*PROVIDED DATA:*
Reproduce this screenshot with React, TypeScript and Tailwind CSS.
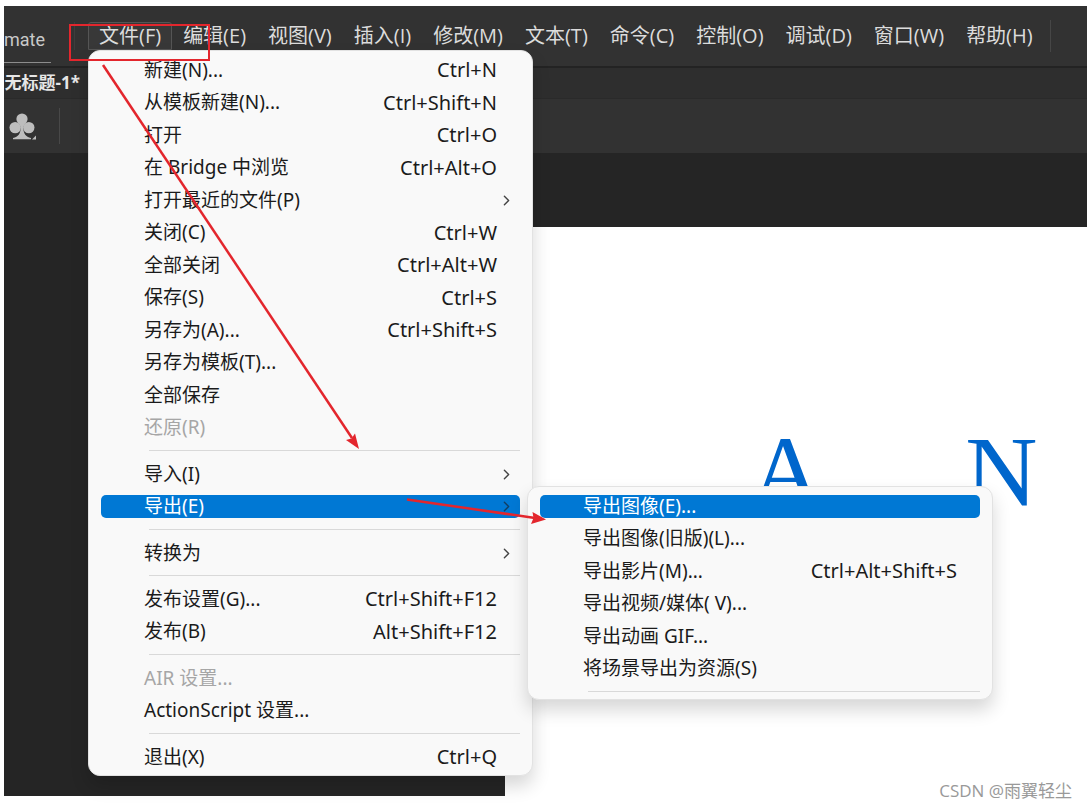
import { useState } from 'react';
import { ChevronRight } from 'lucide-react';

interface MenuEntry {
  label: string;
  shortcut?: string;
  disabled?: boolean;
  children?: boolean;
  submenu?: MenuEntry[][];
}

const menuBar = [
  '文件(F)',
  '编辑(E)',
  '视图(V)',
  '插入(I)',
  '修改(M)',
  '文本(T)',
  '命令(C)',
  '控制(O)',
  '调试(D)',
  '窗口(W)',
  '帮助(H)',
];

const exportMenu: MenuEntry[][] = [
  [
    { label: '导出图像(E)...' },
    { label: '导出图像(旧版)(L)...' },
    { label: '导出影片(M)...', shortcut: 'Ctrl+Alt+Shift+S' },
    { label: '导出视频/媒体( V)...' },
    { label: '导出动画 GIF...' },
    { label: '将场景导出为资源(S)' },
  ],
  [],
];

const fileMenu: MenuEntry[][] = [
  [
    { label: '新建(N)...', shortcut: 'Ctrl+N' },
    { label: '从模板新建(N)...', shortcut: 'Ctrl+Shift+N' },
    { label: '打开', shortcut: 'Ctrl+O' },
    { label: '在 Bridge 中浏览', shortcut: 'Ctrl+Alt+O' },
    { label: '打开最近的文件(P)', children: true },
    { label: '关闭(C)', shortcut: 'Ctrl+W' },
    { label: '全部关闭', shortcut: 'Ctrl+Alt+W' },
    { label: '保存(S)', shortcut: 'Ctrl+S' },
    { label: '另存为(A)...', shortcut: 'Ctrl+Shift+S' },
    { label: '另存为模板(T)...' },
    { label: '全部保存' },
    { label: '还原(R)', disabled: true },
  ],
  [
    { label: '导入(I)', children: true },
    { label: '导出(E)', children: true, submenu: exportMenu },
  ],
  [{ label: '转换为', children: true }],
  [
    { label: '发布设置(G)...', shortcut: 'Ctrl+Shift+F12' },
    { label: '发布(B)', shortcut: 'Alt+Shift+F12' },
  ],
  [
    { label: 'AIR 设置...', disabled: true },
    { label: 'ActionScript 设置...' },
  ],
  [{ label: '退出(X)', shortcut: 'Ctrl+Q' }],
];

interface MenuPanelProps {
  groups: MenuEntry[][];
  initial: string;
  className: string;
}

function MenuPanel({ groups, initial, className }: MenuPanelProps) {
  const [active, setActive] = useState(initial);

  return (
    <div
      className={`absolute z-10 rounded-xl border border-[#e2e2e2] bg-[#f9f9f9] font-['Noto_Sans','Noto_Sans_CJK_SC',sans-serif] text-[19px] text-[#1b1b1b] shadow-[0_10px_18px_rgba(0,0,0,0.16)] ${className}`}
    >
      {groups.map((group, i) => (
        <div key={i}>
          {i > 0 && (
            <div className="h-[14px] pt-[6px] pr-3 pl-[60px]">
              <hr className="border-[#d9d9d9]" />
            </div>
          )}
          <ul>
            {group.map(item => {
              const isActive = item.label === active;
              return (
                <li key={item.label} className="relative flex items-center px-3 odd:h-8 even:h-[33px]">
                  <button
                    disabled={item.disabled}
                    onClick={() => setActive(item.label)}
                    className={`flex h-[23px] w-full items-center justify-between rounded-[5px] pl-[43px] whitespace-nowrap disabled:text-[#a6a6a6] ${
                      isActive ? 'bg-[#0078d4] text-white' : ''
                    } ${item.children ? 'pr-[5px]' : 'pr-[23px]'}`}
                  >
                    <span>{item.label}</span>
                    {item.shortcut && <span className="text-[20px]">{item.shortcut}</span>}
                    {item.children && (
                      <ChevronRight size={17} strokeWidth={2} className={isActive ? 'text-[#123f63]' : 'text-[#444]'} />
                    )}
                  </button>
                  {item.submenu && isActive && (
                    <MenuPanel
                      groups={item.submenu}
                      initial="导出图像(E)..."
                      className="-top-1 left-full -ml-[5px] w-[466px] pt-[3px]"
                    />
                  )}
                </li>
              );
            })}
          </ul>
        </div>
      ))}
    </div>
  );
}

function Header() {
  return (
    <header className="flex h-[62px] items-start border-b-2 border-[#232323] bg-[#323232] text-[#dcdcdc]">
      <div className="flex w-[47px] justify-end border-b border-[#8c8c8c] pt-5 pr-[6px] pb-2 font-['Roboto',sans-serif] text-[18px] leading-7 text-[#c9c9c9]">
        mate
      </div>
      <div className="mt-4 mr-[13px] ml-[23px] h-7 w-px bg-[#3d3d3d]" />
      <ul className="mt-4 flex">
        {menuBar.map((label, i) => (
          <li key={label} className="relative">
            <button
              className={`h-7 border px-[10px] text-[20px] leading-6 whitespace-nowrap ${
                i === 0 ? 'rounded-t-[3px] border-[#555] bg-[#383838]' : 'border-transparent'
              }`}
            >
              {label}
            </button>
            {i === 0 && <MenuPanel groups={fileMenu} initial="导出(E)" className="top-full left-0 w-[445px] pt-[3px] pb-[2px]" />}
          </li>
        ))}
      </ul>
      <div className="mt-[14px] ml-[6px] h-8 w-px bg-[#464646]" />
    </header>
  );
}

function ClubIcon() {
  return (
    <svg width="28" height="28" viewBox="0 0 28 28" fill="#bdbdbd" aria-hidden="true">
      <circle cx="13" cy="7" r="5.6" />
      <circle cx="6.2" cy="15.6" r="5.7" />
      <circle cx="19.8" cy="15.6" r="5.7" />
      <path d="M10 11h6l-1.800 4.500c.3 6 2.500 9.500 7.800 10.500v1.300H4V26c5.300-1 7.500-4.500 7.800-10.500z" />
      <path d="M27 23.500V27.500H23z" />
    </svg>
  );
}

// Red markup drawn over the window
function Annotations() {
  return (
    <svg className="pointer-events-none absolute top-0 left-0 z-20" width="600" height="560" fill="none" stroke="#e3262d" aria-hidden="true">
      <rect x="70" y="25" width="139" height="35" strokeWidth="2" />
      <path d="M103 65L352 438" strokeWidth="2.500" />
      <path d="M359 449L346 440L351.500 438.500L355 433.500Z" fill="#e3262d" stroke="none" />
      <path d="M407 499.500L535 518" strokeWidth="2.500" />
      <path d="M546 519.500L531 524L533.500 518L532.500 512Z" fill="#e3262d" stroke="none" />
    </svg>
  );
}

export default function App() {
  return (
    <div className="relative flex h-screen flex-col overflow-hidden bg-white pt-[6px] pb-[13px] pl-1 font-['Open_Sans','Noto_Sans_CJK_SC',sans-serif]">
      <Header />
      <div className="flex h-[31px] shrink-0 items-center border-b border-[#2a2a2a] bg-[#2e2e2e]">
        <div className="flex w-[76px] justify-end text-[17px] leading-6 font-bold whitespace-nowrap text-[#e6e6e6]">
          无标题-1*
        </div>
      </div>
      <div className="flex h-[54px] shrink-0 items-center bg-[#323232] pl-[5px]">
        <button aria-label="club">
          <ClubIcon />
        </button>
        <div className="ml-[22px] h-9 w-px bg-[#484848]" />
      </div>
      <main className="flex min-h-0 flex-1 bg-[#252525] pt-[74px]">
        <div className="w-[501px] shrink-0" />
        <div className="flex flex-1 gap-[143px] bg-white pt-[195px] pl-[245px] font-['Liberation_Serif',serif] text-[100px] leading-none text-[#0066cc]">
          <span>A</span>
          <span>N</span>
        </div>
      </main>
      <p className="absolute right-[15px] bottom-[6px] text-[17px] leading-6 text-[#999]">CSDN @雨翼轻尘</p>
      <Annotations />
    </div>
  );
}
...
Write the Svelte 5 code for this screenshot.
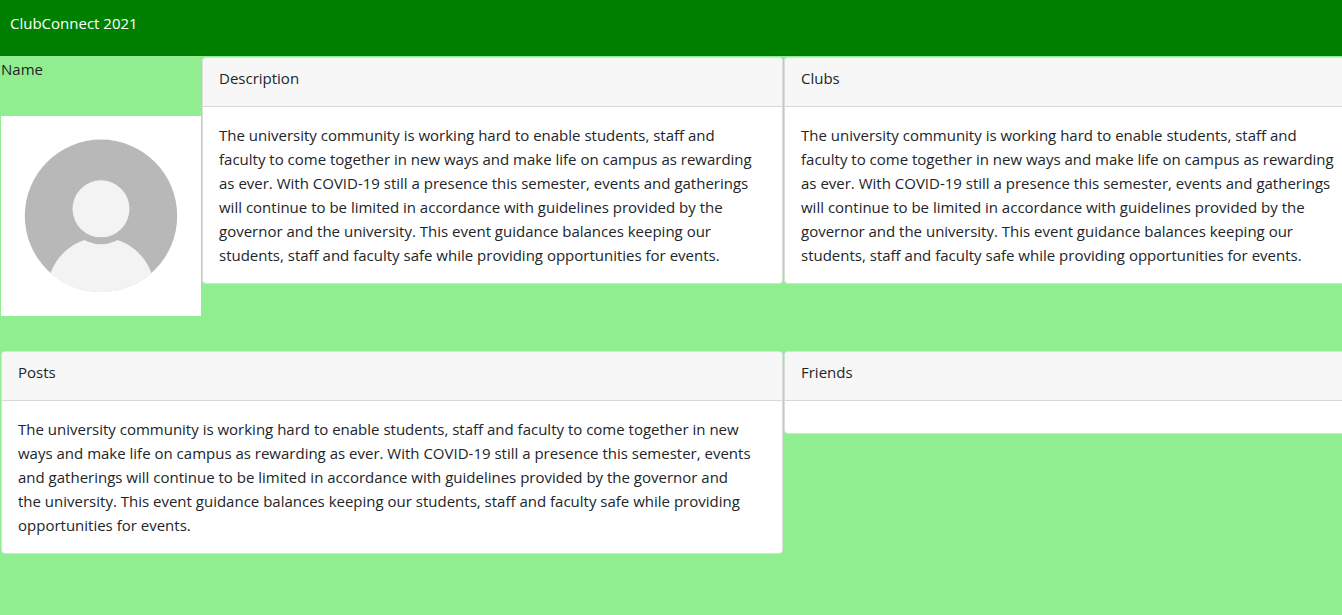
* * *
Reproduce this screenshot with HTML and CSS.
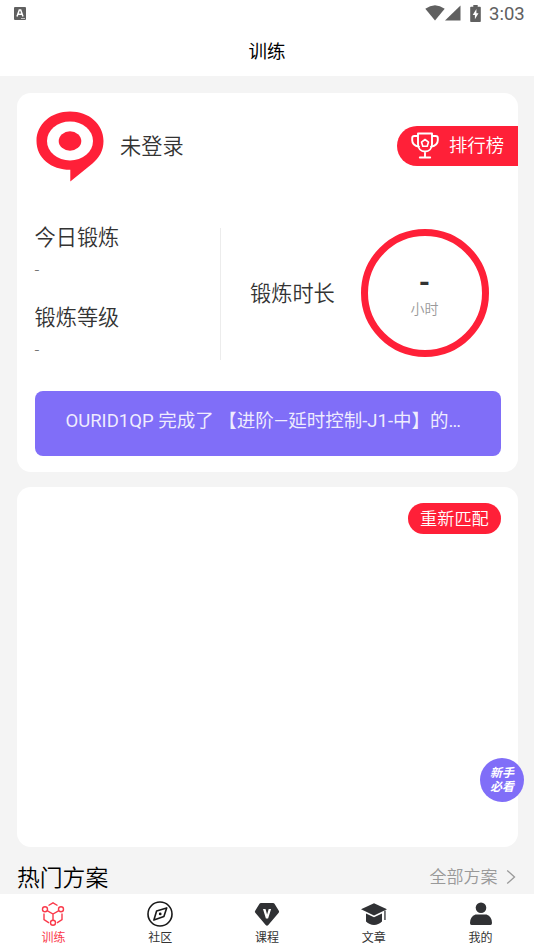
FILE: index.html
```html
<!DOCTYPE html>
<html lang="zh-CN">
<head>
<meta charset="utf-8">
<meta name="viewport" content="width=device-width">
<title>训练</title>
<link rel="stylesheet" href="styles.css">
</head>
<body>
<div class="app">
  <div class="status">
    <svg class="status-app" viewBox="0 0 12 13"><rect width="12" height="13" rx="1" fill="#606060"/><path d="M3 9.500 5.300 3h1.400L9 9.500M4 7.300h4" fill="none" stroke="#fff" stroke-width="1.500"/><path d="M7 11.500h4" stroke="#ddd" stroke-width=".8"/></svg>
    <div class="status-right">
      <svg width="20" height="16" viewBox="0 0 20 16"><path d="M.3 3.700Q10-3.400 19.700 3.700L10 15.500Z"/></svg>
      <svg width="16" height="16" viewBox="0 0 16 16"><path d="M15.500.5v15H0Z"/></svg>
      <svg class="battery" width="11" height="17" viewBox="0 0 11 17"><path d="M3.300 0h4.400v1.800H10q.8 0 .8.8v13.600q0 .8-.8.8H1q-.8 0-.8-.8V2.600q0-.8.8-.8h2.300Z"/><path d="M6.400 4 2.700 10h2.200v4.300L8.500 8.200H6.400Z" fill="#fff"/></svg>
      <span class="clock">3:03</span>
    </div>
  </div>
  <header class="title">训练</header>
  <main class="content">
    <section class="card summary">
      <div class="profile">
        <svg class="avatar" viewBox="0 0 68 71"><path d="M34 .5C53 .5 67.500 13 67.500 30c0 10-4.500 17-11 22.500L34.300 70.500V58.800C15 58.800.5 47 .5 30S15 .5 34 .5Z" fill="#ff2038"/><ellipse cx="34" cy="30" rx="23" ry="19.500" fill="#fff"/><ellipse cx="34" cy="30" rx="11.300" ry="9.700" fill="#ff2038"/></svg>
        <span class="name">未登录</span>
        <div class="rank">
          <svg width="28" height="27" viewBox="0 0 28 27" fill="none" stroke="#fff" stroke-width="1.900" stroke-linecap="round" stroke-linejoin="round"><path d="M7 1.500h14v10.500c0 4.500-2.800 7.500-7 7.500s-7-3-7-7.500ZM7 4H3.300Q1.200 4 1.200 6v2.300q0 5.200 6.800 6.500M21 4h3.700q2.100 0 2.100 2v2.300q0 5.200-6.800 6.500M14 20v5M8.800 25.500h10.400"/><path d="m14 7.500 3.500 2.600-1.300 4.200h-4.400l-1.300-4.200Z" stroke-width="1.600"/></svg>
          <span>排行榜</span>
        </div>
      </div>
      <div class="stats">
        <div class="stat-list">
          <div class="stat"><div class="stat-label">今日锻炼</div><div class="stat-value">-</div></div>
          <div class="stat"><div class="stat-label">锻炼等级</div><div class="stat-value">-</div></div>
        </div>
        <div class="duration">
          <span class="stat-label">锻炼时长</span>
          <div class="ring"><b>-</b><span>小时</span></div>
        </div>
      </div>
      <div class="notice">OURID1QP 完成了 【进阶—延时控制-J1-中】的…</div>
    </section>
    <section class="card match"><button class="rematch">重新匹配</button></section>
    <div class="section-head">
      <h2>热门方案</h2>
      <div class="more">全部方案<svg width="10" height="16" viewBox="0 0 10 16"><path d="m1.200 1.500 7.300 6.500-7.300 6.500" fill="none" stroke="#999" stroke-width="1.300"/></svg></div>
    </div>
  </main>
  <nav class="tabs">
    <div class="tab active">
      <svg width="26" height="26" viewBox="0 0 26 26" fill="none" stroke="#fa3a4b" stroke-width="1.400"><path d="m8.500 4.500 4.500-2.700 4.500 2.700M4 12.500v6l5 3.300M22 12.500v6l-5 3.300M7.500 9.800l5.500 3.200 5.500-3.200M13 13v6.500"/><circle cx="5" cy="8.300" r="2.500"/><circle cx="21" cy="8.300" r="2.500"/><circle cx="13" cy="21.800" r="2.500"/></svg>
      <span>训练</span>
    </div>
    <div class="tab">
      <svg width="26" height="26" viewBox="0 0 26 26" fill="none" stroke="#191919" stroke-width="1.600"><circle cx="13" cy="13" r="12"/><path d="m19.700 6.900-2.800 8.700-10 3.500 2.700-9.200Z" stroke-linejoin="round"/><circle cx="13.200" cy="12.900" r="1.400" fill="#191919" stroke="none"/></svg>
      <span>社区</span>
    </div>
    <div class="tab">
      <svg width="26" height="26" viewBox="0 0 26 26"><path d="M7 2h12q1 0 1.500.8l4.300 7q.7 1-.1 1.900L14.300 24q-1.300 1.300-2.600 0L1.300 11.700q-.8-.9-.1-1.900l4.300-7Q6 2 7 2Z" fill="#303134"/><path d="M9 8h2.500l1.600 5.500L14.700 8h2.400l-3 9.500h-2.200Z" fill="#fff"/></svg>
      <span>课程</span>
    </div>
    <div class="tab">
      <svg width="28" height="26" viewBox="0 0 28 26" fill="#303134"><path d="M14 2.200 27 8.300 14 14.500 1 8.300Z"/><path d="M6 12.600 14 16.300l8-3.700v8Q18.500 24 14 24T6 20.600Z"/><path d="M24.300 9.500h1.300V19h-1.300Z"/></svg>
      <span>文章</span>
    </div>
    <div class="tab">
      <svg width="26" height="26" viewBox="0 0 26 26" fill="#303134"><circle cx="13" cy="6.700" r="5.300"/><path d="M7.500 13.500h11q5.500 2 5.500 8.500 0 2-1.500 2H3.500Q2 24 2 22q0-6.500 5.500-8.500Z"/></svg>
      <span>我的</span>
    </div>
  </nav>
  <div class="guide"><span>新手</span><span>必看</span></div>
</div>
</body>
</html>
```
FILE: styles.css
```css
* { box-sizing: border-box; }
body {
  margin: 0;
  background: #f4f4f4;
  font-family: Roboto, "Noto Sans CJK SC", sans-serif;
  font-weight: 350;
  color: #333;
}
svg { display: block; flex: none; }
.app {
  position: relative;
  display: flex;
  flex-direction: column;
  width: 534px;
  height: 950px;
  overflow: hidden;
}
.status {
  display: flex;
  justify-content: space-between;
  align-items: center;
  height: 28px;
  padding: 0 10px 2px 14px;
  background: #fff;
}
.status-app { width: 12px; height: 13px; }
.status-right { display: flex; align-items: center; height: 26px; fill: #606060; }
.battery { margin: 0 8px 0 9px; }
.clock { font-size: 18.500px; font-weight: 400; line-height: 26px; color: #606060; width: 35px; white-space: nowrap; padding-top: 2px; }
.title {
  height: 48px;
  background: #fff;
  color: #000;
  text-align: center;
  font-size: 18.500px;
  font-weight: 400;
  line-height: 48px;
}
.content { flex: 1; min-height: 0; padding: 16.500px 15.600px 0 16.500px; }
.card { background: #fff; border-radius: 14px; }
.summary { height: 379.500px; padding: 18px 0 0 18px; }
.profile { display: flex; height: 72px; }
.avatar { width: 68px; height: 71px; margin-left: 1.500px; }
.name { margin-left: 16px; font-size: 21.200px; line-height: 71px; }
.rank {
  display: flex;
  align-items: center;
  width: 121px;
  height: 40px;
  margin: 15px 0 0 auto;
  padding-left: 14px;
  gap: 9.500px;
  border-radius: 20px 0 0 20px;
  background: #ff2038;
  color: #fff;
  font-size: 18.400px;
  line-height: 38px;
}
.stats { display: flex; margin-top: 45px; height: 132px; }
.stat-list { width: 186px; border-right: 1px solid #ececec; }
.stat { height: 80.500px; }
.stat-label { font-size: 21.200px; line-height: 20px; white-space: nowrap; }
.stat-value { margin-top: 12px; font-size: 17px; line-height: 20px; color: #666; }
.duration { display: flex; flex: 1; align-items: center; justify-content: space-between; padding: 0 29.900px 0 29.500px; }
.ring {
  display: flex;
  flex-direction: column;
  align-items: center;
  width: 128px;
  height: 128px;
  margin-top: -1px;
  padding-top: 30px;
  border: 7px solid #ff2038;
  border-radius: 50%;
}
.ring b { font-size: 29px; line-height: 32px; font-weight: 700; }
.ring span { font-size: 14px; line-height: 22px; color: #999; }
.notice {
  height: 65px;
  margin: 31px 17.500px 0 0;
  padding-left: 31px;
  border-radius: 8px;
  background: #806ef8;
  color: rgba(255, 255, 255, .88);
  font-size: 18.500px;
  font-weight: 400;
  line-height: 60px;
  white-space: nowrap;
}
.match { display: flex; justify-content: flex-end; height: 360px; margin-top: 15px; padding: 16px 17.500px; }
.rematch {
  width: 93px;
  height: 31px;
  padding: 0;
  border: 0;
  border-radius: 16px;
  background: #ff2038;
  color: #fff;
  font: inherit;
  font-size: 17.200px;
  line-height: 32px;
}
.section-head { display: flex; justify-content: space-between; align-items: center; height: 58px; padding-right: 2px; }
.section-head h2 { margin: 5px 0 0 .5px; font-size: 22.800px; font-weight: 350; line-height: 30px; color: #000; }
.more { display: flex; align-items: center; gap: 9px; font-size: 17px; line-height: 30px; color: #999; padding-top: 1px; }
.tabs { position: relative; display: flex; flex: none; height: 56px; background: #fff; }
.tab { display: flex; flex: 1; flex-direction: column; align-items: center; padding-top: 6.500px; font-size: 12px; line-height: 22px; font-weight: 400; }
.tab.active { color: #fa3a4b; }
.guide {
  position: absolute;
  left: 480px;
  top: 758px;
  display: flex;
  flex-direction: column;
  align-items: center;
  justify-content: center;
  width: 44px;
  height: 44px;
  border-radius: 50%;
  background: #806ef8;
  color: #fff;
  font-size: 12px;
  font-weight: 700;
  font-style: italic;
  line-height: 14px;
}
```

*AIM OF THE TASK:* Reply with only the number of lines in the entries that contain the word "screenshot".

*SOLUTION:* 3